Day By Day

Thursday, January 27, 2005

History as Tragedy

In today's Wall Street Journal, Peggy Noonan musters a defense of her earlier critical column on Bush's second inaugural address. In essence she argues that Bush is over-reaching in a time of peril; that he should be content to see through the agenda he has already undertaken. To undertake more would imperil his already considerable accomplishments. Underlying this is a tragic view of history.

She writes:

Here is an unhappy fact: Certain authoritarians and tyrants whose leadership is illegitimate and unjust have functioned in history as --ugly imagery coming--garbage-can lids on their societies. They keep freedom from entering, it is true. But when they are removed, the garbage--the freelance terrorists, the grievance merchants, the ethnic nationalists--pops out all over. Yes, freedom is good and to be strived for. But cleaning up the garbage is not pretty. And it sometimes leaves the neighborhood in an even bigger mess than it had been.


Am I saying we shouldn't support freedom then?

Hardly. But we should remember as we do it that history, while full of opportunity, is also a long tale of woe. And human vanity--not only that of others, but our own--only complicates our endeavors.

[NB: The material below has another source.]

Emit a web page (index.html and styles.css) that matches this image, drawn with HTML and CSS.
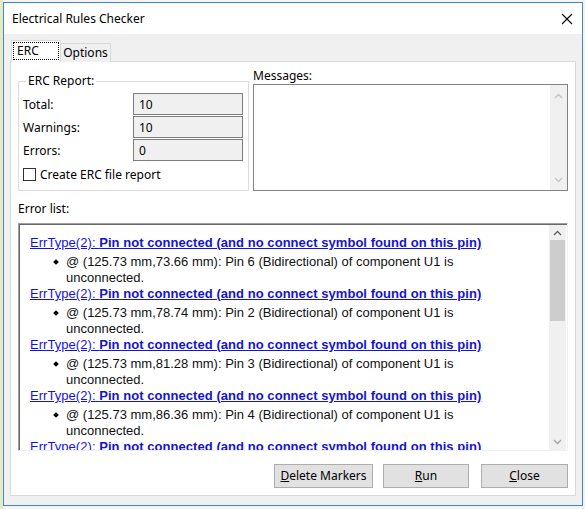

Such warnings have long been a staple of Cold War foreign policy "realists" and of the left-wing "declinists" who emerged in the wake of Vietnam, but Peggy Noonan is neither of these. She is a prominent figure on the right, the "religious right" at that, and mort importantly she was a spokesperson for the "Reagan Revolution" that, if nothing else, was notable for its optimism. Why then the pessimism?

Noonan's pessimism is rooted in a sense that the world is spinning out of control. The freedom that George Bush exalts terrifies her. Bush argues an almost Hegelian, [perhaps "Fukuyaman" would be a better term] optimism that freedom will bring progress and ultimate peace. Many commentators on the left have disputed that position, arguing that development must come first and must be managed before political freedom can be considered. But Noonan's concern is not that. She manifests a very Catholic sense of the limits of human endeavor unaided by supernatural agency. And, she like many other religious people, is not at all comfortable with the excesses of western materialism. In a telling example she cites approvingly the Pope's disappointment with the outcome of the Polish revolution. She writes:

Pope John Paul II helped free his beloved Poland from the Soviet yoke. But when he looked at Poland some years after its freedom was won, he wondered if many of his kinsman had not chosen a kind of existential enslavement to Western materialism. He wondered if his people were not in some ways less free. It wasn't a stupid question. It was at the heart of life.

Peggy Noonan's apprehensions, and those of the Pope, are much the same as those animating the Islamic jihadists: a sense that the spread of western freedom, western capitalism, and westernized bourgeois culture, threatens religious values that lay "at the heart of life." Her words serve to remind us that opinions on the Iraq war are not just a matter of Republican versus Democrat, or left versus right, or even Christian vs Muslim. The issues involved transcend those tired old disputes. We are in a time of transformation comparable to those of the late eighteenth and early twentieth centuries. the future is unsettled and obscure and into it people are reading the hopes and fears that lay closest to their hearts. The real dispute is between those who embrace the unknown future and those who fear it.